Aiutare i giovani a scoprire la bellezza per diventare grandi
In punta di spillo, una rubrica di Bruno Fasani
Mi chiedeva una giornalista quali fossero le opere della Biblioteca Capitolare di Verona, la più antica al mondo, cui mi sentivo maggiormente legato. Sarebbe stato facilissimo fare un elenco di alcune di loro, quantomeno quelle più preziose, oggetto di attenzione da parte degli studiosi di tutto il mondo. Invece mi è venuto spontaneo rispondere che la cosa che maggiormente mi ispirava era la bellezza. E non pensavo certo alla bellezza, quella strettamente estetica delle miniature e dei virtuosismi calligrafici degli amanuensi del passato. Mentre pensavo alla bellezza, il pensiero andava ai contenuti che, lungo i secoli, hanno forgiato la mente e l’animo di generazioni di esseri umani, quelli che hanno fatto la storia. E mi veniva spontaneo chiedermi quanto oggi la didattica delle nostre scuole coltivi la bellezza dentro i corsi di studio. L’impressione, ma non è tanto un’impressione, è che lentamente, ma inesorabilmente, siamo slittati verso un modello di apprendimento in cui prevalgono le competenze pratiche, i progetti orientati alla professionalità, alla capacità di muoversi nel mondo, lasciando peraltro sguarniti gli animi delle nuove generazioni di quell’alfabeto minimo con cui orientarsi nella vita. È chiaro che ci troviamo difronte a una percezione nuova del ruolo dell’istruzione, essendo passati da una visione classica, in cui la si intendeva soprattutto come responsabile della formazione integrale della persona ad una lettura più strumentale ed impiegatizia. Siamo passati dall’educazione alla competenza. Ammoniva Giacomo Leopardi, due secoli fa: «Togliendo dagli studi il bello si farà un vero disservizio, un danno reale al genere umano, alla società civile». Per venire più vicino a noi, varrebbe la pena ascoltare quanto dice la filosofa ungherese, Agnes Heller. A chi le chiedeva cosa fosse importante tornare a insegnare a scuola, ha risposto con queste parole: «Prima di tutto insegnare solo cose inutili: greco, latino, matematica, filosofia. Tutto quello che è inutile nella vita. Il bello è che, in questo modo, a diciotto anni si ha un bagaglio con cui si può fare tutto. Mentre col sapere utile si possono fare solo piccole cose».

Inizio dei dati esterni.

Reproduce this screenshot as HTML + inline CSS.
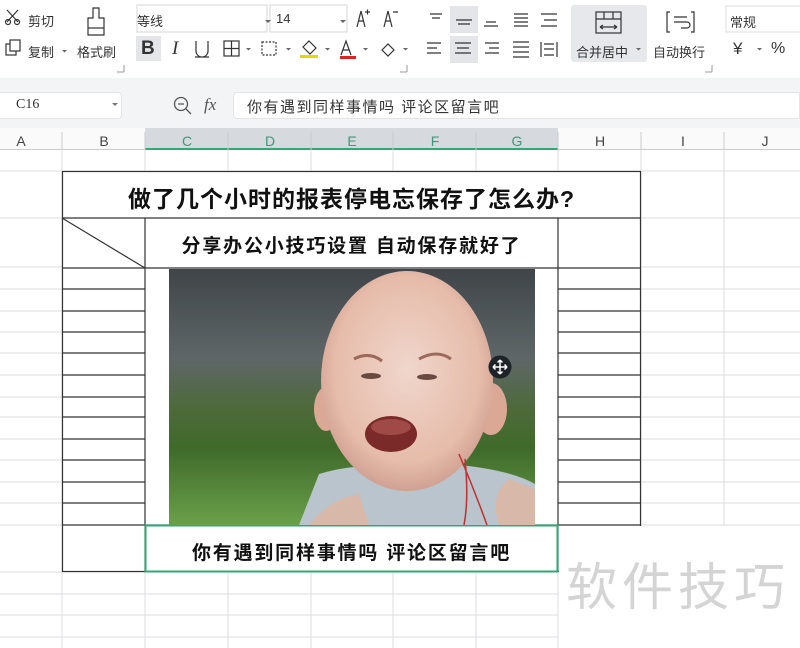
<!DOCTYPE html>
<html><head><meta charset="utf-8"><style>
*{margin:0;padding:0;box-sizing:border-box}
body{width:800px;height:648px;overflow:hidden;background:#fff;font-family:"Liberation Sans","Noto Sans CJK SC",sans-serif;position:relative;color:#222}
.a{position:absolute;white-space:nowrap}
.t{font-size:13px;color:#333}
</style></head><body>
<div class="a" style="left:0;top:0;width:800px;height:78px;background:#fff"></div>
<svg class="a" style="left:0;top:0" width="800" height="78">
 <rect x="136" y="36" width="25" height="25" fill="#e3e5e8"/>
 <rect x="450" y="6" width="28" height="27" fill="#e3e5e8"/>
 <rect x="450" y="36" width="28" height="27" fill="#e3e5e8"/>
 <rect x="571" y="5" width="76" height="57" rx="3" fill="#e6e8eb"/>
 <g stroke="#333" fill="none" stroke-width="1.2">
  <path d="M7 10 L18 22 M18 10 L7 22"/><circle cx="8" cy="22" r="2.5"/><circle cx="17" cy="22" r="2.5"/>
  <rect x="6" y="44" width="10" height="11"/><rect x="10" y="40" width="10" height="11" fill="#fff"/>
  <path d="M93 8 h6 v10 h5 v17 h-16 v-17 h5z"/><path d="M88 28 h16" />
  <path d="M137 5 h130 v27 h-130z M270 5 h77 v27 h-77z" stroke="#ddd"/>
  <path d="M357 27 l4 -16 l4 16 M358 21 h6 M365 12 h5 M367.5 9.5 v5"/>
  <path d="M384 27 l4 -16 l4 16 M385 21 h6 M393 12 h5"/>
  <path d="M196 41 v10 a6 6 0 0 0 12 0 v-10 M195 57 h14"/>
  <rect x="224" y="41" width="15" height="15"/><path d="M224 48.5 h15 M231.5 41 v15"/>
  <rect x="262" y="42" width="14" height="13" stroke-dasharray="2 1.5"/>
  <path d="M303 47 l6 -6 l7 7 l-6 6z"/>
  <path d="M341 55 l5 -14 l5 14 M343 50 h6"/>
  <path d="M382 50 l6 -6 l6 6 l-6 6z"/>
  <path d="M430 14 h12 M432 18 h8 M456 20 h16 M458 24 h12 M486 22 h10 M484 26 h14 M514 14 h14 M514 18 h14 M514 22 h14 M514 26 h14 M541 14 h16 M544 20 h13 M541 26 h16"/>
  <path d="M427 43 h14 M427 48 h10 M427 53 h14 M455 43 h16 M457 48 h12 M455 53 h16 M485 43 h14 M489 48 h10 M485 53 h14 M513 42 h16 M513 47 h16 M513 52 h16 M513 57 h16 M541 42 v15 M557 42 v15 M544 44 h10 M544 55 h10 M544 49 h10"/>
  <rect x="596" y="12" width="25" height="21"/><path d="M596 19 h25 M604 12 v7 M613 12 v7 M600 27 h17 M600 27 l3 -2 M600 27 l3 2 M617 27 l-3 -2 M617 27 l-3 2"/>
  <path d="M670 12 h-3 v20 h3 M691 12 h3 v20 h-3 M674 17 h13 M674 22 h13 a3 3 0 0 1 0 6 h-6"/>
 </g>
 <rect x="300" y="55" width="18" height="3" fill="#e8d800"/>
 <rect x="340" y="56" width="16" height="3" fill="#d22"/>
 <rect x="726" y="6" width="80" height="26" fill="none" stroke="#ddd"/>
 <path d="M124 65 v7 M117 72 h7 M407 65 v7 M400 72 h7 M712 65 v7 M705 72 h7" stroke="#999"/>
 <path d="M265 20 l3 3 l3 -3z M340 20 l3 3 l3 -3z M62 50 l2.5 2.5 l2.5 -2.5z M246 48 l2.5 2.5 l2.5 -2.5z M286 48 l2.5 2.5 l2.5 -2.5z M325 48 l2.5 2.5 l2.5 -2.5z M363 48 l2.5 2.5 l2.5 -2.5z M403 48 l2.5 2.5 l2.5 -2.5z M636 48 l2.5 2.5 l2.5 -2.5z M757 48 l2.5 2.5 l2.5 -2.5z" fill="#666"/>
</svg>
<div class="a t" style="left:28px;top:11px">剪切</div>
<div class="a t" style="left:28px;top:42px">复制</div>
<div class="a t" style="left:77px;top:42px">格式刷</div>
<div class="a t" style="left:137px;top:11px">等线</div>
<div class="a t" style="left:276px;top:11px">14</div>
<div class="a" style="left:141px;top:38px;font-size:19px;font-weight:bold;color:#333">B</div>
<div class="a" style="left:172px;top:38px;font-size:19px;font-style:italic;font-family:'Liberation Serif',serif;color:#333">I</div>
<div class="a t" style="left:576px;top:42px">合并居中</div>
<div class="a t" style="left:653px;top:42px">自动换行</div>
<div class="a t" style="left:730px;top:12px">常规</div>
<div class="a" style="left:733px;top:39px;font-size:17px;color:#333">¥</div>
<div class="a" style="left:771px;top:40px;font-size:16px;color:#333">%</div>
<div class="a" style="left:0;top:78px;width:800px;height:50px;background:#f3f4f6"></div>
<div class="a" style="left:0;top:92px;width:122px;height:27px;background:#fff;border:1px solid #e2e4e7;border-left:none;border-radius:0 4px 4px 0"></div>
<div class="a" style="left:16px;top:97px;font-size:14px;font-family:'Liberation Serif',serif;color:#333">C16</div>
<svg class="a" style="left:112px;top:103px" width="6" height="4"><path d="M0 0 l3 3 l3 -3z" fill="#777"/></svg>
<svg class="a" style="left:172px;top:94px" width="24" height="22"><circle cx="9" cy="10" r="6.5" fill="none" stroke="#555" stroke-width="1.3"/><path d="M6 10 h6 M14 15 l5 5" stroke="#555" stroke-width="1.3"/></svg>
<div class="a" style="left:204px;top:95px;font-size:17px;font-style:italic;font-family:'Liberation Serif',serif;color:#555">fx</div>
<div class="a" style="left:233px;top:92px;width:567px;height:27px;background:#fff;border:1px solid #e2e4e7;border-radius:4px 0 0 4px"></div>
<div class="a" style="left:247px;top:96px;font-size:15px;color:#333;letter-spacing:1.5px">你有遇到同样事情吗 评论区留言吧</div>
<div class="a" style="left:0;top:128px;width:800px;height:22px;background:#fafafa;border-bottom:1px solid #ccc"></div>
<div class="a" style="left:145px;top:128px;width:413px;height:22px;background:#d6d9de;border-bottom:2px solid #2eaa74"></div>
<svg class="a" style="left:0;top:128px" width="800" height="22">
 <path d="M62 4 v18 M145 4 v18 M228 4 v18 M311 4 v18 M393 4 v18 M476 4 v18 M558 4 v18 M641 4 v18 M724 4 v18" stroke="#ccc"/>
 <g font-family="Liberation Sans" font-size="14" text-anchor="middle">
  <text x="21" y="18" fill="#444">A</text><text x="104" y="18" fill="#444">B</text>
  <text x="187" y="18" fill="#3a9c72">C</text><text x="270" y="18" fill="#3a9c72">D</text><text x="352" y="18" fill="#3a9c72">E</text><text x="435" y="18" fill="#3a9c72">F</text><text x="517" y="18" fill="#3a9c72">G</text>
  <text x="600" y="18" fill="#444">H</text><text x="683" y="18" fill="#444">I</text><text x="765" y="18" fill="#444">J</text>
 </g>
</svg>
<svg class="a" style="left:0;top:150px" width="800" height="498">
 <g stroke="#dcdde0" stroke-width="1">
  <path d="M0 21h800 M0 68h800 M0 117h800 M0 139h800 M0 161h800 M0 182h800 M0 203h800 M0 225h800 M0 247h800 M0 267h800 M0 289h800 M0 310h800 M0 332h800 M0 353h800 M0 375h800 M0 422h558 M0 444h558 M0 465h558 M0 487h558"/>
  <path d="M62 0v498 M145 0v498 M228 0v498 M311 0v498 M393 0v498 M476 0v498 M558 0v498 M641 0v375 M724 0v375"/>
 </g>
 <rect x="62" y="21" width="579" height="401" fill="#fff"/>
 <g stroke="#333" stroke-width="1.2" fill="none">
  <rect x="62.5" y="21.5" width="578" height="400"/>
  <path d="M62 68h579 M62 118h579 M62 375h579 M145 68v354 M558 68v354 M62 68 L145 118"/>
  <path d="M62 139h83 M62 161h83 M62 182h83 M62 203h83 M62 225h83 M62 247h83 M62 267h83 M62 289h83 M62 310h83 M62 332h83 M62 353h83"/>
  <path d="M558 139h83 M558 161h83 M558 182h83 M558 203h83 M558 225h83 M558 247h83 M558 267h83 M558 289h83 M558 310h83 M558 332h83 M558 353h83"/>
 </g>
 <rect x="145.5" y="375.5" width="412" height="46" fill="none" stroke="#2eaa74" stroke-width="2"/>
 <rect x="559" y="376" width="241" height="122" fill="#fff"/>
</svg>
<div class="a" style="left:62px;top:180px;width:579px;text-align:center;font-size:23px;letter-spacing:1px;font-weight:bold;color:#111">做了几个小时的报表停电忘保存了怎么办?</div>
<div class="a" style="left:145px;top:231px;width:413px;text-align:center;font-size:19px;letter-spacing:1.8px;font-weight:bold;color:#111">分享办公小技巧设置 自动保存就好了</div>
<div class="a" style="left:145px;top:538px;width:413px;text-align:center;font-size:19px;letter-spacing:1.8px;font-weight:bold;color:#111">你有遇到同样事情吗 评论区留言吧</div>
<svg class="a" style="left:169px;top:269px" width="366" height="256" viewBox="0 0 366 256">
 <defs>
  <linearGradient id="bg" x1="0" y1="0" x2="0" y2="1"><stop offset="0" stop-color="#3f4548"/><stop offset="0.35" stop-color="#5f6668"/><stop offset="0.55" stop-color="#4d6a3a"/><stop offset="0.7" stop-color="#3f6a2a"/><stop offset="1" stop-color="#6aa04a"/></linearGradient>
  <radialGradient id="sk" cx="0.5" cy="0.45" r="0.6"><stop offset="0" stop-color="#f0d6cc"/><stop offset="0.7" stop-color="#e6bcaa"/><stop offset="1" stop-color="#c8978a"/></radialGradient>
 </defs>
 <rect width="366" height="256" fill="url(#bg)"/>
 <path d="M130 256 L150 205 Q200 190 240 205 L280 195 Q340 200 366 215 L366 256Z" fill="#b9c4cc"/>
 <path d="M140 256 Q160 230 190 225 L200 256Z M330 256 Q320 225 340 210 L366 220 L366 256Z" fill="#d8b8a8"/>
 <ellipse cx="322" cy="140" rx="16" ry="26" fill="#dba896"/>
 <ellipse cx="157" cy="140" rx="12" ry="22" fill="#dba896"/>
 <ellipse cx="238" cy="112" rx="86" ry="110" fill="url(#sk)"/>
 <path d="M185 90 q15 -8 28 2 M250 90 q18 -10 32 0" stroke="#9b6a5a" stroke-width="3" fill="none"/>
 <ellipse cx="202" cy="107" rx="10" ry="3" fill="#6a4a40"/><ellipse cx="258" cy="108" rx="10" ry="3" fill="#6a4a40"/>
 <ellipse cx="222" cy="165" rx="26" ry="18" fill="#7a2a28"/>
 <ellipse cx="222" cy="158" rx="20" ry="8" fill="#a04a48"/>
 <path d="M290 185 Q305 220 318 256 M296 190 Q300 230 295 256" stroke="#c03030" stroke-width="1.5" fill="none"/>
</svg>
<svg class="a" style="left:488px;top:355px" width="24" height="24"><circle cx="12" cy="12" r="11.5" fill="#1e2329"/><path d="M12 5v14M5 12h14M12 5l-2.5 2.5M12 5l2.5 2.5M12 19l-2.5-2.5M12 19l2.5-2.5M5 12l2.5-2.5M5 12l2.5 2.5M19 12l-2.5-2.5M19 12l-2.5 2.5" stroke="#fff" stroke-width="1.5" fill="none"/></svg>
<div class="a" style="left:566px;top:558px;font-size:51px;color:#d4d4d4;letter-spacing:5px;line-height:60px">软件技巧</div>
</body></html>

Sarà anche una provocazione, ma il pensiero va al Medioevo (quello che troppo spesso e ingiustamente consideriamo un’epoca oscura) quando la cultura era essenzialmente umanistica. Chi voleva diventare medico o ingegnere, avvocato o architetto… doveva studiare la metafisica, la filosofi a, la teologia… Poi, una volta laureato, era l’ambito operativo che gli forniva le indicazioni pratiche per esercitare il mestiere. Concretamente voleva dire che prima si costruiva la persona umana, il suo animo interiore, i valori, la coscienza e da quel fondamento si andava poi a formare il professionista. Ripartire dalla bellezza vorrebbe dire portare i ragazzi ad entrare nel mondo dell’arte, della poesia, della spiritualità (basterebbero Dante e il Manzoni, spiegati come Dio comanda per fare questo) attenti alle competenze dell’indirizzo professionale ma senza trascurare la filosofia. Che non è la scienza che fa venire il mal di testa. Semplicemente è l’arte di far funzionare il cervello.